Polaroid Landscapes
- Hope Creek Studios

- Jun 16
- 2 min read

Highschool Project - Polaroids
This one’s a small project with big visual impact. We take a quick look at Polaroid photography—its place in history, that signature white border, how it captured a moment instantly before smartphones were even a thing. There’s something nostalgic and charming about those tiny frames.
Then we shift into watercolor mode. I usually do this after our watercolor technique lesson (we’ve got both this and the techniques resource in our store if you're looking to replicate it). Students get a small piece of watercolor paper—Polaroid-size, so they're already working in a tight little rectangle—and they have to create a mini landscape painting.

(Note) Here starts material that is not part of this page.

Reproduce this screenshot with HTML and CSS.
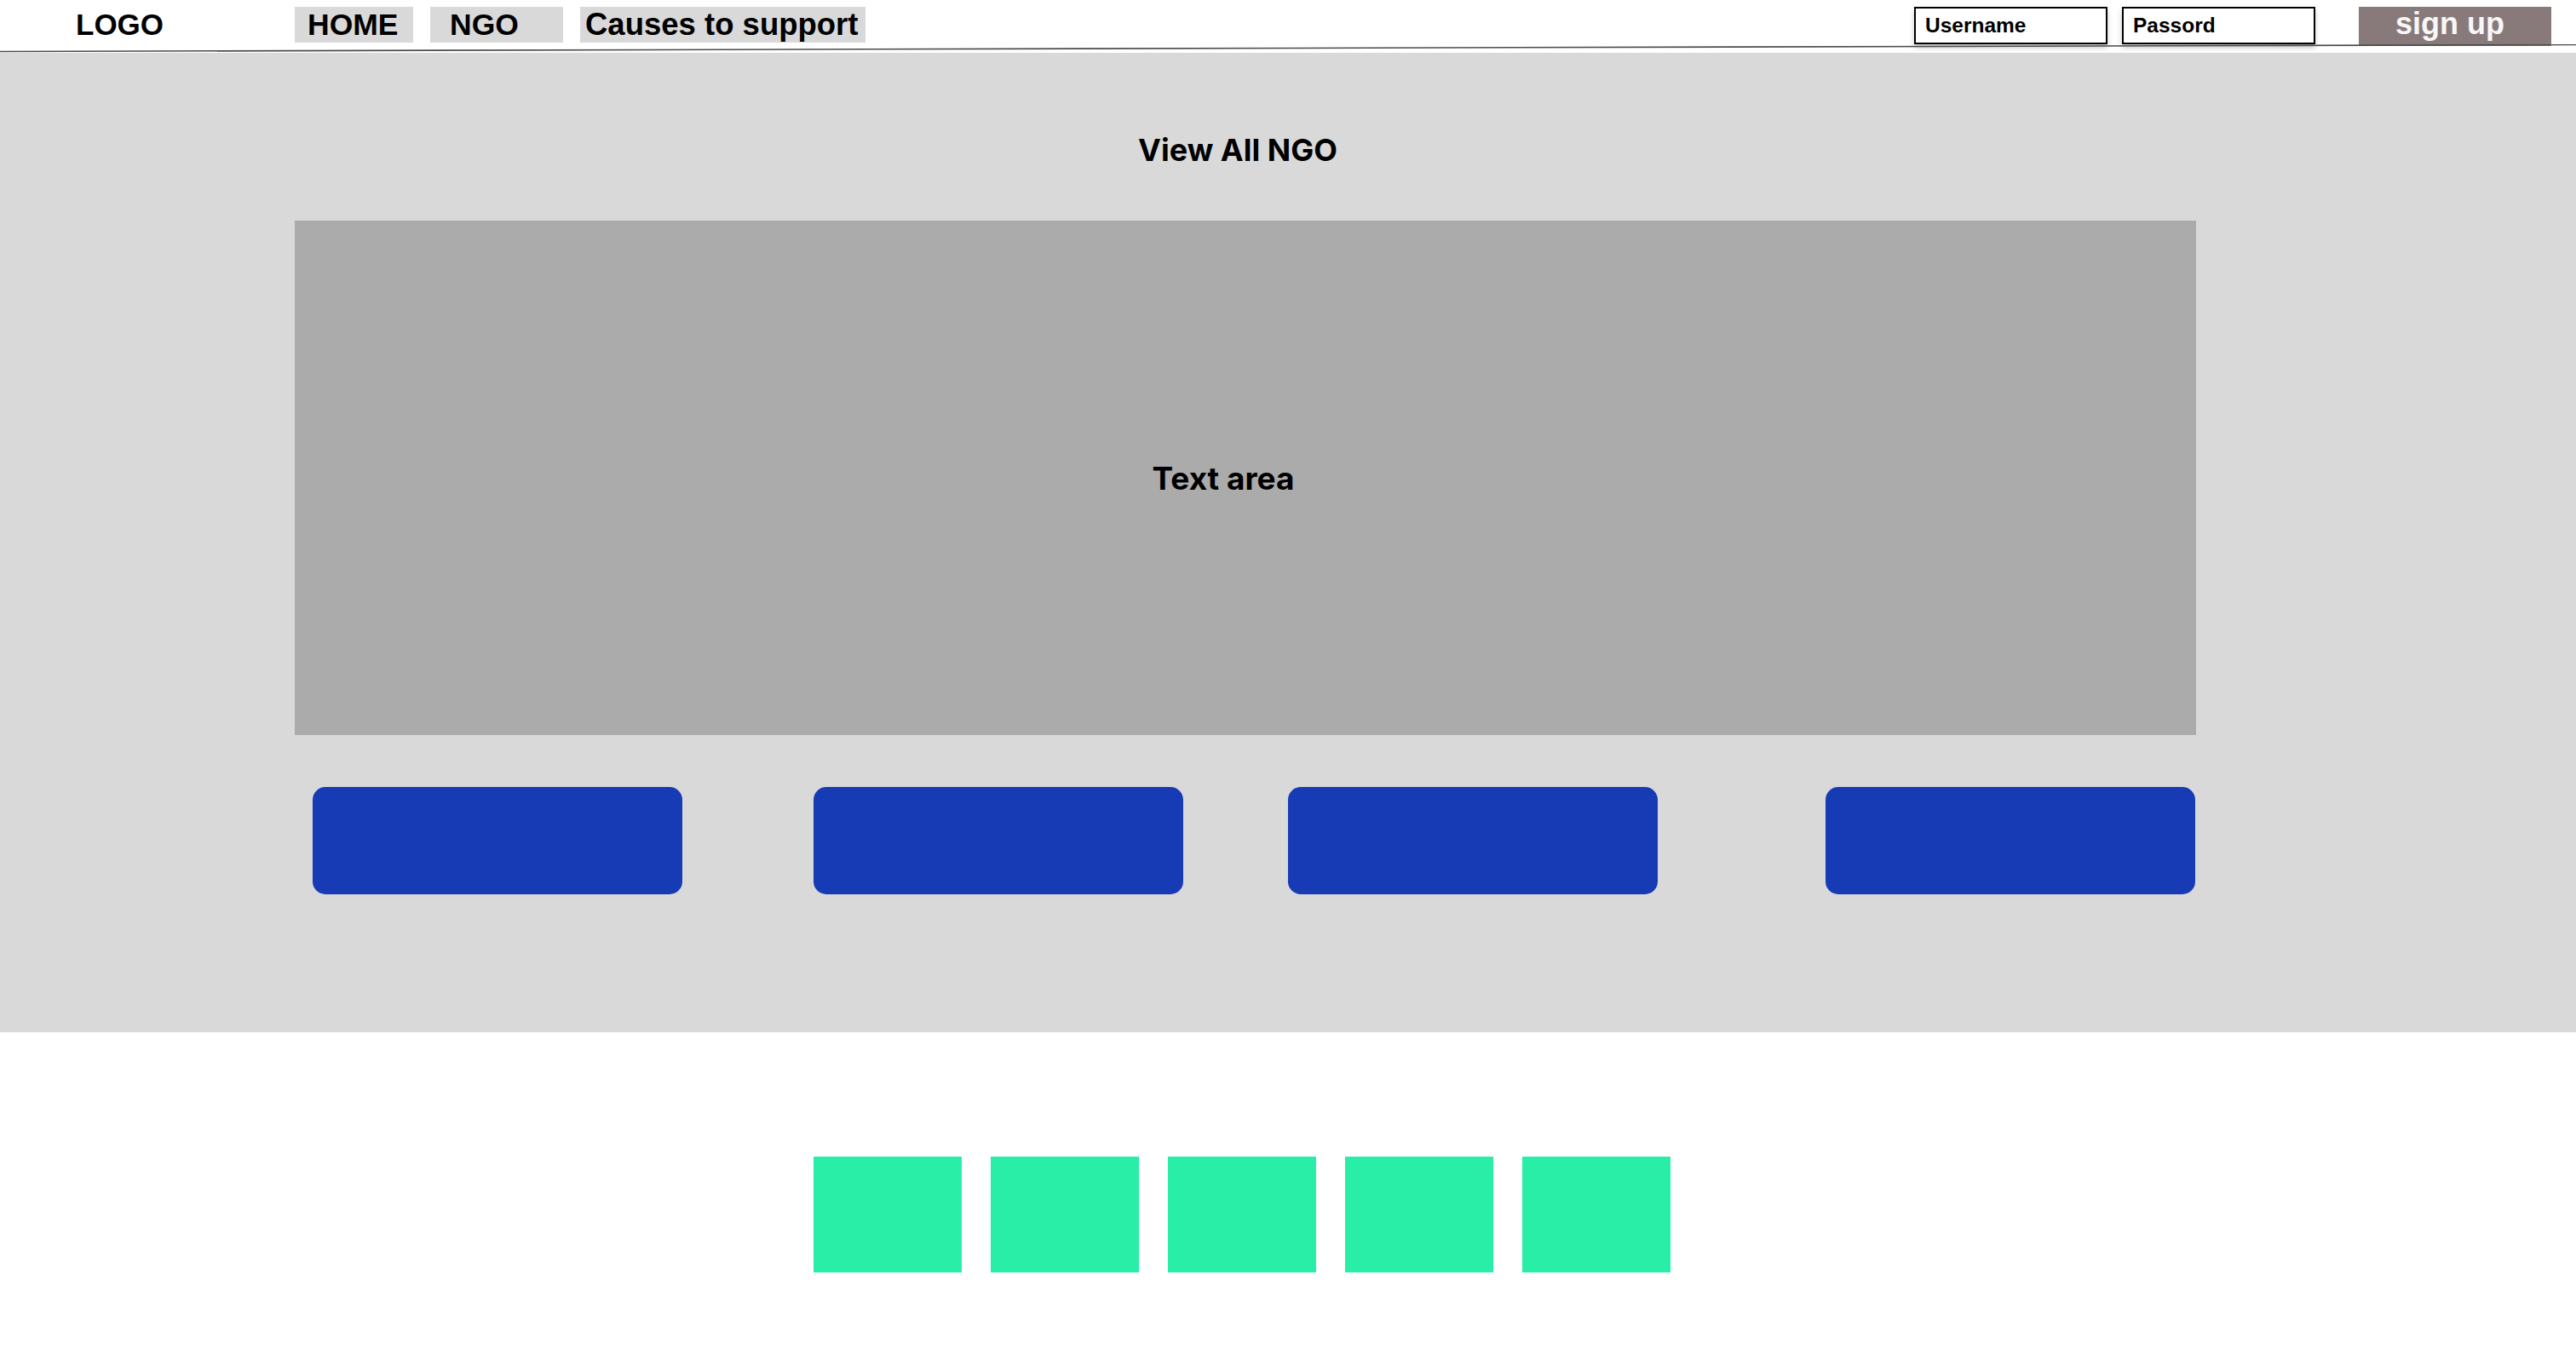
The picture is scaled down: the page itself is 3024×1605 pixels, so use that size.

Sometimes I let them just choose a place they love, but other times I give it a twist:🎨
Choose a famous piece of architecture (Eiffel Tower, Taj Mahal, Parthenon...) and place it in a landscape where it doesn’t belong. The Eiffel Tower in the desert. The Colosseum on a snowy mountaintop.That unexpected combo makes them think creatively about composition and storytelling.
They work small, so they’re pushed to practice detail in a tight space, and the built-in frame just naturally brings everything together. It’s simple, satisfying, and when you line them all up together, they make the most beautiful little collection.
Why it works:
The small scale helps students slow down and focus. There’s no room to get lost in big strokes or overwhelming detail, so they really learn to control their medium, especially after learning their watercolor techniques. Adding in the architectural element brings in a cross-curricular moment (hello, history and geography!), and using the Polaroid format gives it a modern-meets-retro vibe that’s always a hit. Plus—it’s just fun to make art that looks like a tiny snapshot of a different world.